Example 18 is the computer-readable storage medium of any previous or subsequent Example, wherein the processor-executable instructions of the PCI engine to determine the usage count for each worker node within the plurality of worker nodes cause the one or more processors to further execute processor-executable instructions stored in the computer-readable storage medium to: detect removal of a first external resource at the first worker node of the plurality of worker nodes; determine an updated capacity count for the first worker node based on removal of the first external resource, wherein the updated capacity count indicates a current number of PCI slots of the plurality of PCI slots that are available on the first worker node; and update the usage count for the first worker node based on the updated capacity count.

Example 19 is the computer-readable storage medium of any previous or subsequent Example, wherein the usage count for each respective worker node comprises an allocated count and an application usage count, and the processor-executable instructions to determine the usage count for each worker node of the plurality of worker nodes cause the one or more processors to further execute processor-executable instructions stored in the computer-readable storage medium to: determine the allocated count for a respective worker node, wherein the allocated count comprises a subset of the number of PCI slots consumed by a respective platform; and determine the application usage count for a respective worker node, wherein the application usage count comprises a second subset of the number of PCI slots consumed by an application pod executing on the respective worker node.
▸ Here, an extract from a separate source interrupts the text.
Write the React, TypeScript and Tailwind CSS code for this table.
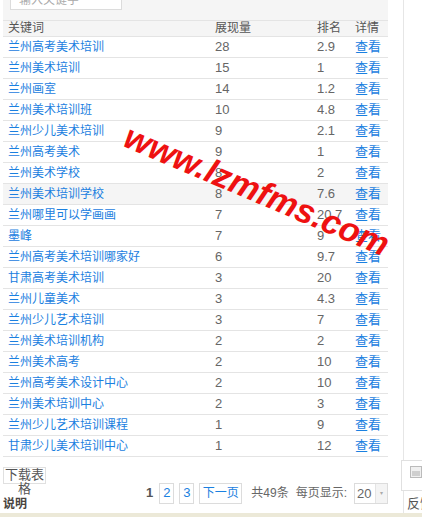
const rows: [string, number, string][] = [
  ["兰州高考美术培训", 28, "2.9"],
  ["兰州美术培训", 15, "1"],
  ["兰州画室", 14, "1.2"],
  ["兰州美术培训班", 10, "4.8"],
  ["兰州少儿美术培训", 9, "2.1"],
  ["兰州高考美术", 9, "1"],
  ["兰州美术学校", 8, "2"],
  ["兰州美术培训学校", 8, "7.6"],
  ["兰州哪里可以学画画", 7, "20.7"],
  ["墨峰", 7, "9"],
  ["兰州高考美术培训哪家好", 6, "9.7"],
  ["甘肃高考美术培训", 3, "20"],
  ["兰州儿童美术", 3, "4.3"],
  ["兰州少儿艺术培训", 3, "7"],
  ["兰州美术培训机构", 2, "2"],
  ["兰州美术高考", 2, "10"],
  ["兰州高考美术设计中心", 2, "10"],
  ["兰州美术培训中心", 2, "3"],
  ["兰州少儿艺术培训课程", 1, "9"],
  ["甘肃少儿美术培训中心", 1, "12"],
];

const HOVER_ROW = 7;

export default function App() {
  return (
    <div className="relative h-[517px] w-[422px] overflow-hidden bg-white font-['Liberation_Sans','Noto_Sans_CJK_SC',sans-serif] text-[12px] text-[#555]">
      <div className="flex h-[513px]">
        {/* main panel */}
        <div className="w-[404px] shrink-0 border-r border-[#e6e6e6] pl-[3px] pr-[15px]">
          {/* search strip, input scrolled half out of view */}
          <div className="flex h-[20px] items-start bg-[#f5f5f5] pl-[7px]">
            <div className="-mt-[12px] h-[22px] w-[112px] border border-[#dcdcdc] bg-white pl-[8px] leading-[22px] text-[#aaa]">
              输入关键字
            </div>
          </div>

          {/* table */}
          <div className="grid grid-cols-[207px_102px_38px_38px] border-y border-[#e4e4e4] bg-[#f5f5f5] leading-[15px]">
            <div className="pl-[5px]">关键词</div>
            <div className="pl-[5px]">展现量</div>
            <div className="pl-[5px]">排名</div>
            <div className="pl-[5px]">详情</div>
          </div>
          {rows.map(([kw, views, rank], i) => (
            <div
              className={`grid h-[21px] grid-cols-[207px_102px_38px_38px] items-center border-b border-[#e4e4e4] ${i === HOVER_ROW ? "bg-[#f5f5f5]" : ""}`}
              key={kw}
            >
              <div className="pl-[5px] text-[#1a80e0]">{kw}</div>
              <div className="pl-[5px] text-[13px] text-[#666]">{views}</div>
              <div className="pl-[5px] text-[13px] text-[#666]">{rank}</div>
              <div className="pl-[5px] text-[13px] text-[#1a80e0]">查看</div>
            </div>
          ))}

          {/* footer */}
          <div className="mt-[10px] flex justify-between">
            <div className="flex flex-col">
              <div className="h-[17px] w-[43px] border border-[#e0e0e0] text-center leading-[14px] text-[13px] text-[#555]">
                下载表格
              </div>
              <div className="mt-[13px] font-bold leading-[14px] text-[#4a4440]">说明</div>
            </div>
            <div className="mt-[15px] flex h-[22px] items-center text-[12px]">
              <span className="mr-[6px] text-[13px] font-bold text-[#555]">1</span>
              <span className="mr-[5px] flex h-[21px] w-[15px] items-center justify-center border border-[#dcdcdc] text-[13px] text-[#1a80e0]">
                2
              </span>
              <span className="mr-[5px] flex h-[21px] w-[15px] items-center justify-center border border-[#dcdcdc] text-[13px] text-[#1a80e0]">
                3
              </span>
              <span className="mr-[9px] flex h-[21px] w-[43px] items-center justify-center border border-[#dcdcdc] text-[#1a80e0]">
                下一页
              </span>
              <span className="mr-[7px] text-[#666]">共49条</span>
              <span className="mr-[7px] text-[#666]">每页显示:</span>
              <span className="flex h-[21px] w-[34px] items-stretch border border-[#dcdcdc]">
                <span className="flex-1 pl-[2px] text-[13px] leading-[19px] text-[#666]">20</span>
                <span className="flex w-[12px] items-center justify-center border-l border-[#e4e4e4] bg-[#f4f4f4] text-[6px] text-[#aaa]">
                  ▾
                </span>
              </span>
            </div>
          </div>
        </div>

        {/* right edge panel */}
        <div className="flex flex-1 flex-col pt-[460px]">
          <div className="-ml-[3px] h-[31px] border border-[#e0e0e0] bg-white pl-[8px] pt-[5px]">
            <div className="flex h-[12px] w-[12px] items-end border border-[#bbb] bg-[#f0f0f0] p-[1px]">
              <div className="h-[5px] w-full bg-[#cfcfcf]" />
            </div>
          </div>
          <div className="mt-[5px] whitespace-nowrap pl-[3px] text-[13px] leading-[15px] text-[#555]">反馈</div>
        </div>
      </div>
      <div className="h-[4px] bg-[#ece9d8]" />

      {/* watermark */}
      <span className="pointer-events-none absolute left-[115px] top-[170px] rotate-[23deg] whitespace-nowrap text-[34px] font-bold italic leading-[40px] text-[#ee1111]">
        www.lzmfms.com
      </span>
    </div>
  );
}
Example 20 is the computer-readable storage medium of any previous or subsequent Example, wherein the processor-executable instructions of the PCI engine to publish the PCI availability of the first worker node to the scheduler associated with the containerized software environment cause the one or more processors to further execute processor-executable instructions stored in the computer-readable storage medium to: update extended resource capacity associated with the first worker node with the allocability count.